The Malaria Vaccine Pilot Begins

ISGlobal collaborated directly in the clinical development of RTS,S, the world’s first vaccine against malaria

24.04.2019
Photo: Andalu Vila San Juan

The World Health Organization (WHO) has announced that the world’s first vaccine against malaria -and the first vaccine ever against a parasite-, called RTS,S, is being implemented on a large scale in Malawi, while Ghana and Kenya will introduce the vaccine in the coming weeks. The objective of this pilot program is to understand if the effectiveness observed in clinical trials can be extrapolated to real conditions of implementation.

The vaccine confers partial protection to small children and needs four doses to sustain sufficient immunity. Thus, following the positive evaluation of the European Medicines Agency, WHO experts recommended that, before its widespread implementation, the vaccine should be evaluated in three countries of sub-Saharan Africa: Ghana, Kenya and Malawi. The pilot program launched yesterday will immunize 360,000 children between 5 and 24 months each year in selected areas of the three countries through routine vaccination programs. The objective is to evaluate the impact of the vaccine once it is integrated into existing health systems, as well as its impact on overall infant mortality and its safety in the context of routine use. Funding for this program, coordinated by the WHO and with the collaboration of the Ministries of Health of the countries involved, comes from three key organizations in Global Health: Gavi, the Alliance of Vaccines; the Global Fund to Fight AIDS, Tuberculosis and Malaria; and Unitaid. Additionally, the NGO PATH will provide in-kind support, and the pharmaceutical company GSK will donate 10 million vaccine doses.

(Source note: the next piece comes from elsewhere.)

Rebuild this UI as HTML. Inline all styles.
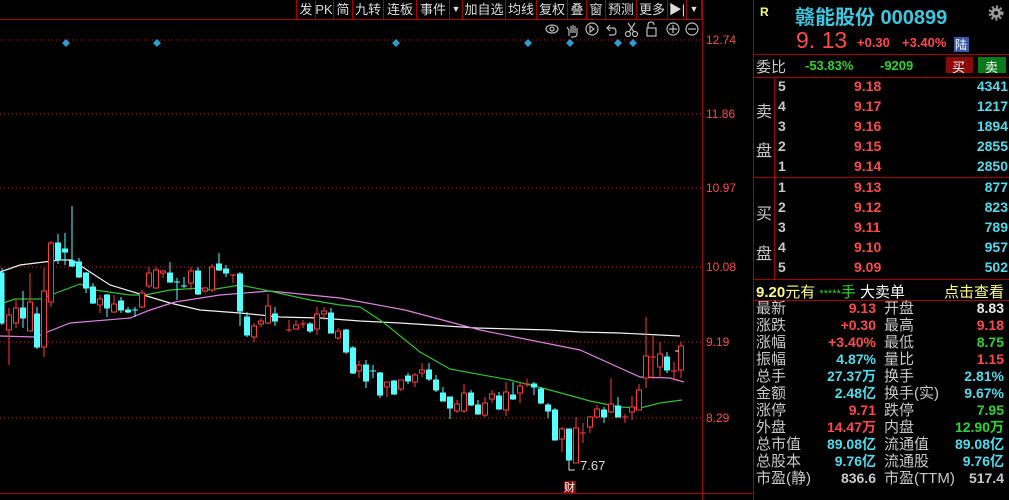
<!DOCTYPE html>
<html><head><meta charset="utf-8"><style>
body{margin:0;background:#000;width:1009px;height:500px;overflow:hidden;position:relative;font-family:"Liberation Sans","Noto Sans CJK SC",sans-serif;}
.tb{position:absolute;top:0;height:19px;border-right:1px solid #a00;color:#ddd;font-size:13px;line-height:19px;text-align:center;}
.abs{position:absolute;white-space:nowrap;}
.hl{position:absolute;left:753px;width:256px;height:1px;background:#a00;}
.r{color:#ff4a4a}.g{color:#2ed52e}.c{color:#4fdcec}.w{color:#e8e8e8}.y{color:#ffff80}.gr{color:#c8c8c8}
.row{position:absolute;left:756px;width:250px;height:17px;font-size:15px;line-height:17px;}
.row span{position:absolute;white-space:nowrap;}
.row span.v{font-weight:bold;font-size:14px;}
.row span.a{right:130px}
.row span.b{right:2px}
.row span.l2{left:128px}
.ob{position:absolute;left:776px;width:232px;height:20px;font-size:14px;font-weight:bold;line-height:20px;}
.ob span{position:absolute;}
</style></head><body>
<svg width="1009" height="500" style="position:absolute;left:0;top:0">
<g stroke="#b02020" stroke-dasharray="1,3" stroke-width="1">
<line x1="0" y1="40" x2="702" y2="40"/><line x1="0" y1="114" x2="702" y2="114"/><line x1="0" y1="188" x2="702" y2="188"/><line x1="0" y1="267" x2="702" y2="267"/><line x1="0" y1="342" x2="702" y2="342"/><line x1="0" y1="418" x2="702" y2="418"/>
</g>
<line x1="0" y1="19.5" x2="702" y2="19.5" stroke="#a00"/>
<line x1="702.5" y1="0" x2="702.5" y2="500" stroke="#a00"/>
<line x1="753.5" y1="0" x2="753.5" y2="500" stroke="#a00"/>
<line x1="0" y1="493.5" x2="753" y2="493.5" stroke="#a00"/>
<g fill="none" stroke-width="1.2">
<polyline stroke="#f0f0f0" points="0,272 20,265 60,260 72,260 90,272 110,285 150,297 170,303 200,310 240,313 280,317 320,318 360,321 400,323 477,328 550,330 580,332 620,333 680,336"/>
<polyline stroke="#e080e0" points="0,336 35,337 45,333 70,323 130,318 150,310 175,302 220,295 270,291 310,295 340,298 405,310 480,330 580,350 620,368 640,377 670,378 684,382"/>
<polyline stroke="#2fc02f" points="0,304 15,299 40,299 80,284 95,290 130,295 145,295 170,290 200,288 210,290 240,285 265,290 310,300 340,305 360,307 383,322 420,352 450,369 510,380 550,390 590,401 620,407 640,408 660,403 682,400"/>
</g>
<g id="c" stroke-width="1">
<g stroke="#54ffff" fill="#54ffff">
<line x1="2" y1="268" x2="2" y2="325"/><rect x="0" y="273" width="4" height="50"/>
<line x1="23" y1="291" x2="23" y2="328"/><rect x="20.5" y="308" width="5" height="10"/>
<line x1="37" y1="307" x2="37" y2="349"/><rect x="34.5" y="314" width="5" height="33"/>
<line x1="58" y1="234" x2="58" y2="264"/><rect x="55.5" y="243" width="5" height="17"/>
<line x1="65" y1="233" x2="65" y2="265"/><rect x="62.5" y="249" width="5" height="3"/>
<line x1="72" y1="206" x2="72" y2="267"/><rect x="69.5" y="261" width="5" height="5"/>
<line x1="79" y1="258" x2="79" y2="278"/><rect x="76.5" y="262" width="5" height="15"/>
<line x1="86" y1="272" x2="86" y2="293"/><rect x="83.5" y="273" width="5" height="15"/>
<line x1="93" y1="283" x2="93" y2="304"/><rect x="90.5" y="287" width="5" height="16"/>
<line x1="107" y1="294" x2="107" y2="317"/><rect x="104.5" y="295" width="5" height="13"/>
<line x1="121" y1="297" x2="121" y2="313"/><rect x="118.5" y="301" width="5" height="9"/>
<line x1="128" y1="307" x2="128" y2="313"/><rect x="125.5" y="310" width="5" height="2"/>
<line x1="135" y1="307" x2="135" y2="317"/><line x1="132" y1="310" x2="138" y2="310"/>
<line x1="170" y1="262" x2="170" y2="283"/><rect x="167.5" y="273" width="5" height="9"/>
<line x1="177" y1="278" x2="177" y2="300"/><line x1="174" y1="282" x2="180" y2="282"/>
<line x1="184" y1="277" x2="184" y2="288"/><line x1="181" y1="286" x2="187" y2="286"/>
<line x1="198" y1="267" x2="198" y2="295"/><rect x="195.5" y="271" width="5" height="23"/>
<line x1="219" y1="253" x2="219" y2="271"/><rect x="216.5" y="264" width="5" height="6"/>
<line x1="226" y1="265" x2="226" y2="277"/><rect x="223.5" y="269" width="5" height="4"/>
<line x1="240" y1="272" x2="240" y2="326"/><rect x="237.5" y="274" width="5" height="37"/>
<line x1="247" y1="312" x2="247" y2="337"/><rect x="244.5" y="317" width="5" height="18"/>
<line x1="275" y1="307" x2="275" y2="326"/><rect x="272.5" y="314" width="5" height="7"/>
<line x1="310" y1="322" x2="310" y2="333"/><rect x="307.5" y="324" width="5" height="7"/>
<line x1="331" y1="308" x2="331" y2="333"/><rect x="328.5" y="313" width="5" height="20"/>
<line x1="346" y1="329" x2="346" y2="354"/><rect x="343.5" y="330" width="5" height="22"/>
<line x1="353" y1="346" x2="353" y2="374"/><rect x="350.5" y="348" width="5" height="25"/>
<line x1="366" y1="360" x2="366" y2="388"/><rect x="363.5" y="365" width="5" height="16"/>
<line x1="373" y1="365" x2="373" y2="378"/><line x1="370" y1="371" x2="376" y2="371"/>
<line x1="380" y1="372" x2="380" y2="398"/><rect x="377.5" y="373" width="5" height="22"/>
<line x1="394" y1="380" x2="394" y2="395"/><rect x="391.5" y="381" width="5" height="13"/>
<line x1="408" y1="373" x2="408" y2="384"/><rect x="405.5" y="376" width="5" height="5"/>
<line x1="429" y1="363" x2="429" y2="381"/><rect x="426.5" y="370" width="5" height="9"/>
<line x1="436" y1="375" x2="436" y2="392"/><rect x="433.5" y="380" width="5" height="10"/>
<line x1="443" y1="387" x2="443" y2="401"/><rect x="440.5" y="393" width="5" height="8"/>
<line x1="450" y1="397" x2="450" y2="419"/><rect x="447.5" y="397" width="5" height="11"/>
<line x1="471" y1="390" x2="471" y2="406"/><rect x="468.5" y="393" width="5" height="12"/>
<line x1="478" y1="400" x2="478" y2="415"/><rect x="475.5" y="405" width="5" height="9"/>
<line x1="499" y1="392" x2="499" y2="410"/><rect x="496.5" y="396" width="5" height="13"/>
<line x1="513" y1="382" x2="513" y2="400"/><rect x="510.5" y="395" width="5" height="4"/>
<line x1="534" y1="382" x2="534" y2="395"/><rect x="531.5" y="384" width="5" height="3"/>
<line x1="541" y1="387" x2="541" y2="404"/><rect x="538.5" y="389" width="5" height="14"/>
<line x1="548" y1="403" x2="548" y2="418"/><rect x="545.5" y="405" width="5" height="6"/>
<line x1="555" y1="408" x2="555" y2="440"/><rect x="552.5" y="410" width="5" height="30"/>
<line x1="569" y1="429" x2="569" y2="470"/><rect x="566.5" y="429" width="5" height="31"/>
<line x1="604" y1="407" x2="604" y2="423"/><rect x="601.5" y="410" width="5" height="7"/>
<line x1="618" y1="397" x2="618" y2="417"/><rect x="615.5" y="406" width="5" height="11"/>
<line x1="667" y1="352" x2="667" y2="373"/><rect x="664.5" y="357" width="5" height="13"/>
</g>
<g stroke="#ff3c3c" fill="#000">
<line x1="9" y1="308" x2="9" y2="365"/><rect x="6.5" y="315" width="5" height="15"/>
<line x1="16" y1="300" x2="16" y2="328"/><rect x="13.5" y="308" width="5" height="15"/>
<line x1="30" y1="273" x2="30" y2="331"/><rect x="27.5" y="302" width="5" height="29"/>
<line x1="44" y1="268" x2="44" y2="357"/><rect x="41.5" y="291" width="5" height="56"/>
<line x1="51" y1="241" x2="51" y2="307"/><rect x="48.5" y="243" width="5" height="59"/>
<line x1="100" y1="295" x2="100" y2="313"/><rect x="97.5" y="299" width="5" height="6"/>
<line x1="114" y1="295" x2="114" y2="313"/><rect x="111.5" y="304" width="5" height="8"/>
<line x1="142" y1="290" x2="142" y2="308"/><rect x="139.5" y="293" width="5" height="14"/>
<line x1="149" y1="267" x2="149" y2="288"/><rect x="146.5" y="273" width="5" height="13"/>
<line x1="156" y1="267" x2="156" y2="289"/><rect x="153.5" y="270" width="5" height="18"/>
<line x1="163" y1="270" x2="163" y2="278"/><rect x="160.5" y="271" width="5" height="2"/>
<line x1="191" y1="267" x2="191" y2="290"/><rect x="188.5" y="271" width="5" height="12"/>
<line x1="205" y1="287" x2="205" y2="293"/><rect x="202.5" y="288" width="5" height="3"/>
<line x1="212" y1="264" x2="212" y2="292"/><rect x="209.5" y="267" width="5" height="23"/>
<line x1="233" y1="274" x2="233" y2="283"/><line x1="230" y1="275" x2="236" y2="275"/>
<line x1="254" y1="323" x2="254" y2="342"/><rect x="251.5" y="326" width="5" height="11"/>
<line x1="261" y1="318" x2="261" y2="327"/><rect x="258.5" y="321" width="5" height="3"/>
<line x1="268" y1="294" x2="268" y2="324"/><rect x="265.5" y="306" width="5" height="17"/>
<line x1="289" y1="320" x2="289" y2="332"/><line x1="286" y1="330" x2="292" y2="330"/>
<line x1="296" y1="320" x2="296" y2="330"/><rect x="293.5" y="325" width="5" height="4"/>
<line x1="303" y1="320" x2="303" y2="328"/><line x1="300" y1="324" x2="306" y2="324"/>
<line x1="317" y1="307" x2="317" y2="335"/><rect x="314.5" y="314" width="5" height="15"/>
<line x1="324" y1="307" x2="324" y2="320"/><rect x="321.5" y="311" width="5" height="3"/>
<line x1="338" y1="328" x2="338" y2="340"/><rect x="335.5" y="331" width="5" height="7"/>
<line x1="359" y1="361" x2="359" y2="378"/><rect x="356.5" y="365" width="5" height="6"/>
<line x1="387" y1="382" x2="387" y2="397"/><rect x="384.5" y="382" width="5" height="5"/>
<line x1="401" y1="380" x2="401" y2="391"/><rect x="398.5" y="380" width="5" height="9"/>
<line x1="415" y1="373" x2="415" y2="387"/><rect x="412.5" y="375" width="5" height="7"/>
<line x1="422" y1="363" x2="422" y2="377"/><rect x="419.5" y="370" width="5" height="3"/>
<line x1="457" y1="400" x2="457" y2="413"/><rect x="454.5" y="404" width="5" height="7"/>
<line x1="464" y1="384" x2="464" y2="413"/><rect x="461.5" y="393" width="5" height="18"/>
<line x1="485" y1="397" x2="485" y2="417"/><rect x="482.5" y="403" width="5" height="12"/>
<line x1="492" y1="390" x2="492" y2="403"/><rect x="489.5" y="394" width="5" height="5"/>
<line x1="506" y1="382" x2="506" y2="416"/><rect x="503.5" y="392" width="5" height="18"/>
<line x1="520" y1="383" x2="520" y2="403"/><rect x="517.5" y="386" width="5" height="7"/>
<line x1="527" y1="379" x2="527" y2="387"/><line x1="524" y1="384" x2="530" y2="384"/>
<line x1="562" y1="427" x2="562" y2="452"/><rect x="559.5" y="429" width="5" height="10"/>
<line x1="576" y1="417" x2="576" y2="463"/><rect x="573.5" y="428" width="5" height="35"/>
<line x1="583" y1="423" x2="583" y2="443"/><line x1="580" y1="433" x2="586" y2="433"/>
<line x1="590" y1="416" x2="590" y2="433"/><rect x="587.5" y="417" width="5" height="10"/>
<line x1="597" y1="405" x2="597" y2="418"/><rect x="594.5" y="409" width="5" height="8"/>
<line x1="611" y1="378" x2="611" y2="413"/><rect x="608.5" y="404" width="5" height="8"/>
<line x1="625" y1="414" x2="625" y2="423"/><line x1="622" y1="417" x2="628" y2="417"/>
<line x1="632" y1="396" x2="632" y2="420"/><rect x="629.5" y="407" width="5" height="5"/>
<line x1="639" y1="384" x2="639" y2="410"/><rect x="636.5" y="390" width="5" height="20"/>
<line x1="646" y1="317" x2="646" y2="388"/><rect x="643.5" y="356" width="5" height="22"/>
<line x1="653" y1="336" x2="653" y2="379"/><line x1="650" y1="357" x2="656" y2="357"/>
<line x1="660" y1="342" x2="660" y2="378"/><rect x="657.5" y="354" width="5" height="13"/>
<line x1="674" y1="362" x2="674" y2="381"/><line x1="671" y1="371" x2="677" y2="371"/>
<line x1="681" y1="342" x2="681" y2="378"/><rect x="678.5" y="346" width="5" height="24"/>
</g>
<line x1="675" y1="351" x2="679" y2="351" stroke="#ffff60"/>
</g>
<polyline points="569,462 569,470 575,470" fill="none" stroke="#ddd"/>
<g fill="#2e9ed0">
<path d="M66,39l4,4-4,4-4-4z"/><path d="M157,39l4,4-4,4-4-4z"/><path d="M396,39l4,4-4,4-4-4z"/><path d="M528,39l4,4-4,4-4-4z"/><path d="M570,39l4,4-4,4-4-4z"/><path d="M618,39l4,4-4,4-4-4z"/><path d="M633,39l4,4-4,4-4-4z"/>
</g>
<g fill="none" stroke="#bbb" stroke-width="1.2">
<ellipse cx="552" cy="29" rx="6" ry="4"/><circle cx="552" cy="29" r="2"/>
<path d="M569,36 v-6 l-2,-3 M571,26v7 M573,25v8 M575,26v7 M577,28v6 q0,3 -4,3 h-2"/>
<circle cx="592" cy="29" r="6"/><path d="M590,26 l4,3 -4,3z"/>
<path d="M610,25 l-3,3 3,3 M607,28 h6 q3,0 3,4 q0,3 -3,3 h-4"/>
<circle cx="628" cy="34" r="2.5"/><circle cx="635" cy="34" r="2.5"/><path d="M629,32 l6,-9 M634,32 l-6,-9"/>
<rect x="647" y="28" width="9" height="8"/><path d="M648,28 v-3 q0,-3 3,-3 q3,0 3,3"/>
<circle cx="673" cy="29" r="6"/><path d="M669,29h8M673,25v8"/>
<circle cx="692" cy="29" r="6"/><path d="M688,29h8"/>
</g>
<rect x="564" y="481" width="12" height="12" fill="#7a0d0d"/>
<g fill="#999"><circle cx="996" cy="13" r="5"/></g>
<circle cx="996" cy="13" r="6" fill="none" stroke="#999" stroke-width="3" stroke-dasharray="2,2"/>
<circle cx="996" cy="13" r="2" fill="#000"/>
<rect x="946" y="57" width="27" height="16" fill="#8a0a0a"/><rect x="978" y="57" width="28" height="16" fill="#0a7a1a"/>
<rect x="954" y="37" width="15" height="15" fill="#3a5aa8"/>
<line x1="774.5" y1="78" x2="774.5" y2="279" stroke="#a00"/>
</svg>
<div class="abs w" style="left:580px;top:458px;font-size:13px;color:#ddd">7.67</div>
<div class="abs" style="left:564px;top:479px;font-size:11px;color:#fff">财</div>
<div class="tb" style="left:296px;width:18px;border-left:1px solid #a00">发</div>
<div class="tb" style="left:315px;width:18px">PK</div>
<div class="tb" style="left:334px;width:18px">简</div>
<div class="tb" style="left:353px;width:30px">九转</div>
<div class="tb" style="left:384px;width:32px">连板</div>
<div class="tb" style="left:417px;width:32px">事件</div>
<div class="tb" style="left:450px;width:12px;font-size:9px">▼</div>
<div class="tb" style="left:463px;width:42px">加自选</div>
<div class="tb" style="left:506px;width:30px">均线</div>
<div class="tb" style="left:537px;width:30px">复权</div>
<div class="tb" style="left:568px;width:18px">叠</div>
<div class="tb" style="left:587px;width:18px">窗</div>
<div class="tb" style="left:606px;width:30px">预测</div>
<div class="tb" style="left:637px;width:30px">更多</div>
<div class="tb" style="left:668px;width:18px">▶|</div>
<div class="tb" style="left:687px;width:14px;font-size:9px">▼</div>
<div class="abs r" style="left:706px;top:33px;font-size:12px">12.74</div>
<div class="abs r" style="left:706px;top:107px;font-size:12px">11.86</div>
<div class="abs r" style="left:706px;top:181px;font-size:12px">10.97</div>
<div class="abs r" style="left:706px;top:260px;font-size:12px">10.08</div>
<div class="abs r" style="left:706px;top:335px;font-size:12px">9.19</div>
<div class="abs r" style="left:706px;top:411px;font-size:12px">8.29</div>
<div class="abs" style="left:760px;top:5px;font-size:12px;font-weight:bold;color:#ffff60">R</div>
<div class="abs c" style="left:795px;top:1px;font-size:20px;font-weight:bold;color:#3cc8e0">赣能股份 000899</div>
<div class="abs r" style="left:796px;top:27px;font-size:23px">9. 13</div>
<div class="abs r" style="left:857px;top:35px;font-size:13px;font-weight:bold">+0.30</div>
<div class="abs r" style="left:902px;top:35px;font-size:13px;font-weight:bold">+3.40%</div>
<div class="abs" style="left:955px;top:36px;font-size:12px;color:#fff">陆</div>
<div class="hl" style="top:54px"></div>
<div class="abs gr" style="left:756px;top:56px;font-size:15px">委比</div>
<div class="abs g" style="left:805px;top:58px;font-size:13px;font-weight:bold">-53.83%</div>
<div class="abs g" style="left:880px;top:58px;font-size:13px;font-weight:bold">-9209</div>
<div class="abs" style="left:952px;top:57px;font-size:13px;color:#fff">买</div>
<div class="abs" style="left:985px;top:57px;font-size:13px;color:#fff">卖</div>
<div class="hl" style="top:77px"></div>
<div class="abs gr" style="left:756px;top:98px;font-size:16px">卖</div>
<div class="abs gr" style="left:756px;top:137px;font-size:16px">盘</div>
<div class="ob" style="top:76px"><span class="gr" style="left:2px">5</span><span class="r" style="left:78px">9.18</span><span class="c" style="right:0">4341</span></div>
<div class="ob" style="top:96px"><span class="gr" style="left:2px">4</span><span class="r" style="left:78px">9.17</span><span class="c" style="right:0">1217</span></div>
<div class="ob" style="top:116px"><span class="gr" style="left:2px">3</span><span class="r" style="left:78px">9.16</span><span class="c" style="right:0">1894</span></div>
<div class="ob" style="top:136px"><span class="gr" style="left:2px">2</span><span class="r" style="left:78px">9.15</span><span class="c" style="right:0">2855</span></div>
<div class="ob" style="top:156px"><span class="gr" style="left:2px">1</span><span class="r" style="left:78px">9.14</span><span class="c" style="right:0">2850</span></div>
<div class="hl" style="top:177px"></div>
<div class="abs gr" style="left:756px;top:200px;font-size:16px">买</div>
<div class="abs gr" style="left:756px;top:240px;font-size:16px">盘</div>
<div class="ob" style="top:177px"><span class="gr" style="left:2px">1</span><span class="r" style="left:78px">9.13</span><span class="c" style="right:0">877</span></div>
<div class="ob" style="top:197px"><span class="gr" style="left:2px">2</span><span class="r" style="left:78px">9.12</span><span class="c" style="right:0">823</span></div>
<div class="ob" style="top:217px"><span class="gr" style="left:2px">3</span><span class="r" style="left:78px">9.11</span><span class="c" style="right:0">789</span></div>
<div class="ob" style="top:237px"><span class="gr" style="left:2px">4</span><span class="r" style="left:78px">9.10</span><span class="c" style="right:0">957</span></div>
<div class="ob" style="top:257px"><span class="gr" style="left:2px">5</span><span class="r" style="left:78px">9.09</span><span class="c" style="right:0">502</span></div>
<div class="hl" style="top:279px"></div>
<div class="abs y" style="left:756px;top:281px;font-size:15px"><b>9.20</b>元有 <span class="g" style="font-size:11px">*****</span><span class="g">手</span> <span style="color:#fff">大卖单</span></div>
<div class="abs y" style="left:944px;top:281px;font-size:15px">点击查看</div>
<div class="hl" style="top:300px"></div>
<div style="position:absolute;left:0;top:300px">
<div class="row" style="top:0"><span class="gr" style="left:0">最新</span><span class="v a r">9.13</span><span class="gr l2">开盘</span><span class="v b w">8.83</span></div>
<div class="row" style="top:17px"><span class="gr" style="left:0">涨跌</span><span class="v a r">+0.30</span><span class="gr l2">最高</span><span class="v b r">9.18</span></div>
<div class="row" style="top:34px"><span class="gr" style="left:0">涨幅</span><span class="v a r">+3.40%</span><span class="gr l2">最低</span><span class="v b g">8.75</span></div>
<div class="row" style="top:51px"><span class="gr" style="left:0">振幅</span><span class="v a c">4.87%</span><span class="gr l2">量比</span><span class="v b r">1.15</span></div>
<div class="row" style="top:68px"><span class="gr" style="left:0">总手</span><span class="v a c">27.37万</span><span class="gr l2">换手</span><span class="v b c">2.81%</span></div>
<div class="row" style="top:85px"><span class="gr" style="left:0">金额</span><span class="v a c">2.48亿</span><span class="gr l2">换手(实)</span><span class="v b c">9.67%</span></div>
<div class="row" style="top:102px"><span class="gr" style="left:0">涨停</span><span class="v a r">9.71</span><span class="gr l2">跌停</span><span class="v b g">7.95</span></div>
<div class="row" style="top:119px"><span class="gr" style="left:0">外盘</span><span class="v a r">14.47万</span><span class="gr l2">内盘</span><span class="v b g">12.90万</span></div>
<div class="row" style="top:136px"><span class="gr" style="left:0">总市值</span><span class="v a c">89.08亿</span><span class="gr l2">流通值</span><span class="v b c">89.08亿</span></div>
<div class="row" style="top:153px"><span class="gr" style="left:0">总股本</span><span class="v a c">9.76亿</span><span class="gr l2">流通股</span><span class="v b c">9.76亿</span></div>
<div class="row" style="top:170px"><span class="gr" style="left:0">市盈(静)</span><span class="v a gr">836.6</span><span class="gr l2">市盈(TTM)</span><span class="v b gr">517.4</span></div>
</div>
</body></html>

ISGlobal and CISM, with the support of the Hospital Clinic of Barcelona, the University of Barcelona, the Spanish International Cooperation Agency (AECID) and the Mozambican Ministry of Health, among other institutions, provided early proof-of-concept studies on the safety and partial efficacy of the vaccine, which led to the phase 3 clinical trial, the first of its type in Africa. Currently, ISGlobal is coordinating studies on the immune response to the RTS,S vaccine that will provide a better understanding of its protective mechanisms and will allow the improvement of this and other vaccines.

In the long run, experts recommend that the vaccine should also be investigated in the context of malaria elimination. This is a goal in which ISGlobal is fully engaged in Southern Mozambique, in collaboration with CISM and with support from "la Caixa contra la Malaria" program.